News and notes from Reston (tm).

Friday, March 1, 2019

After Planning Commission Recommends Denial, Fairfax County Supervisors to Act on Reston Rezoning, Maybe

Fans of yellow t-shirts and land use hearings will enjoy next week. The rest of us, not so much.

Next Tuesday, the Fairfax County Board of Supervisors will hold its long-anticipated public hearing on the proposed Reston rezoning proposal, which would essentially allow denser, more bollard-laden development beyond Reston's present and future Metro stations, including the existing village centers, and ultimately push Reston into the six-figure population range.

There was a glimmer of hope that the proposal might be tabled after the Fairfax County Planning Commission voted to recommend that county Supervisors reject the proposal and basically direct county staff to reconvene another community task force on the matter, using terms like "highly problematic" and "pushback" in describing the proposal.

However, the Board of Supervisors doesn't exactly have a great track record when it comes to listening to its staff and subordinate boards, particularly when it comes to Reston and building up that sweeeeeet sweeeet tax base. So it -- and the accompanying public hearing -- are officially on the agenda for the March 5 meeting.

"While we believe the Supervisors should accept the Commissioners' recommendations, they have no obligation to do so," the Coalition for a Planned Reston said in a statement.

Already this particular proposal has generated a lot of "greatest hits" from county staff and board members, including:

"This is not an opportunity for public input."

"We can't stop development waiting for roads to be built."

It’s rude to claim that nothing is being done."

"Yes, there are some questions that people have. Those questions have been answered before or are not relevant to this.

And our representative on the board, Hunter Mill Supervisor Cathy Hudgins, has been a vocal proponent of the zoning change, against the opposition of virtually every organized Reston group (except for the Greater Reston Chamber of Commerce, whose president spoke in favor of the proposal at a Planning Commission meeting and many of whose members could probably use the added foot traffic from new development).

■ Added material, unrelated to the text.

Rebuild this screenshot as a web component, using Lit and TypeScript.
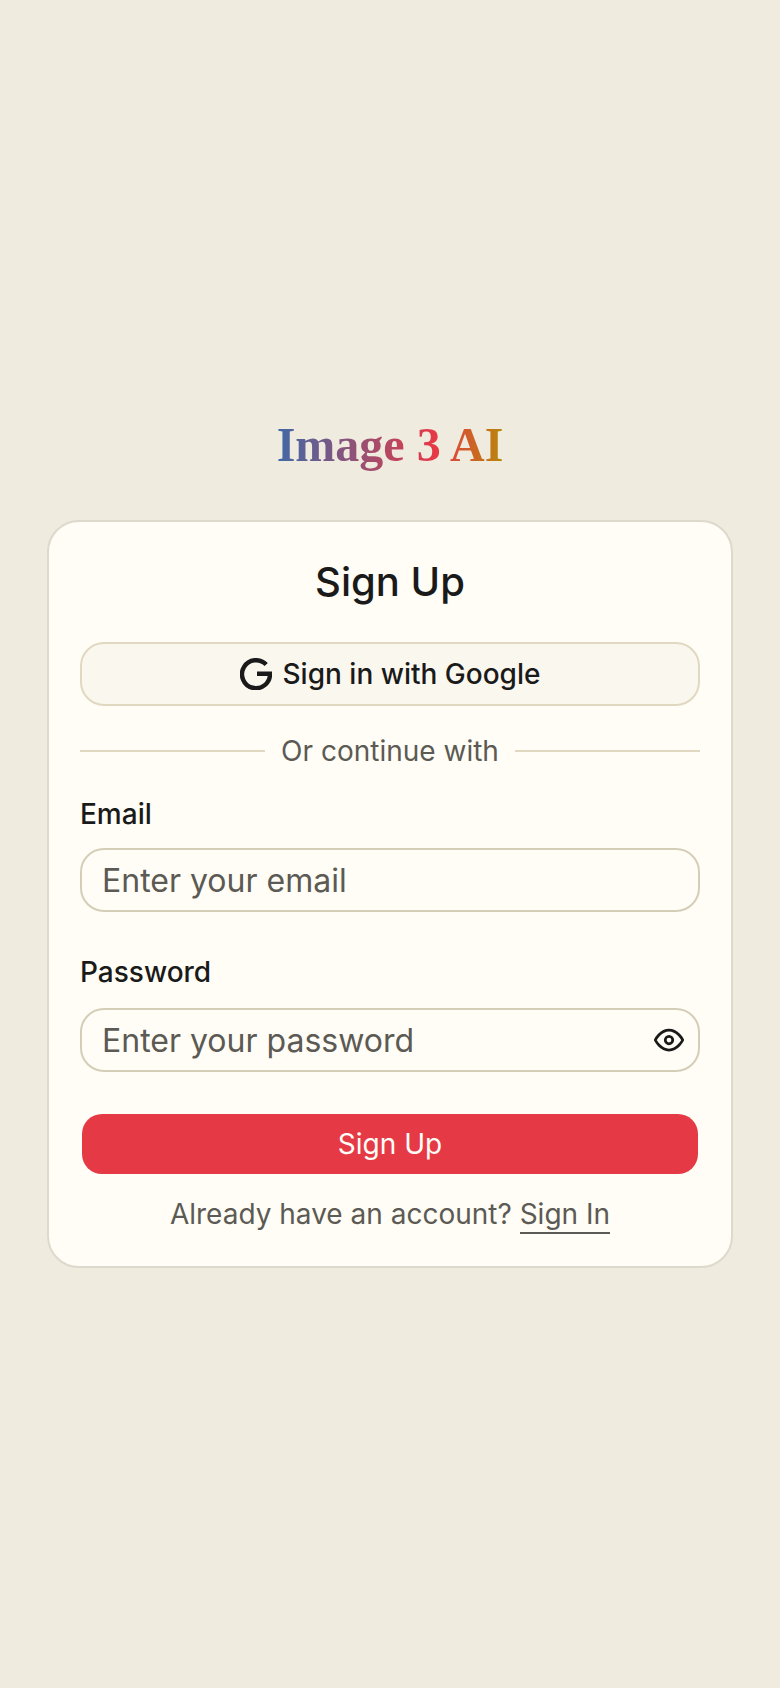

She's also retiring this year and has lumped critics of the proposals together as a bunch of unwelcoming NIMBYs, so we think we have a pretty good idea of how she's going to vote, Planning Commission recommendation be damned. Those NIMBY... um, planners, not wanting to, um, plan things!

Board Chair Sharon Bulova, however, said in a message to Rescue Reston that she supports the Planning Commission recommendation to pull back on the rezoning and reconvene a community-based task force as a next step.

We're all for growth in our plastic fantastic planned community, but we think the county has really fallen down on planning the needed infrastructure to go along with it. There's been a lot of talk of late about the Dillon Rule, which supposedly completely ties the county's hands and keeps it from building the fancy and expensive 93-lane roads and pony-laden parks and whatnot it really wants to in Reston, like, yesterday, though promises of infrastructure improvements ahead of development seem okey-dokey just a few miles away in another Dillon-constrained county. All we're saying is if it takes nearly a decade to build a bike bridge that's been needed since the late 1980s, we're not exactly confident. Sorry if that makes us "rude."

The public hearing is scheduled for 4:30pm on Tuesday, March 5 at the Fairfax County Government Center. We're guessing there will be a fair amount of yellow in the audience.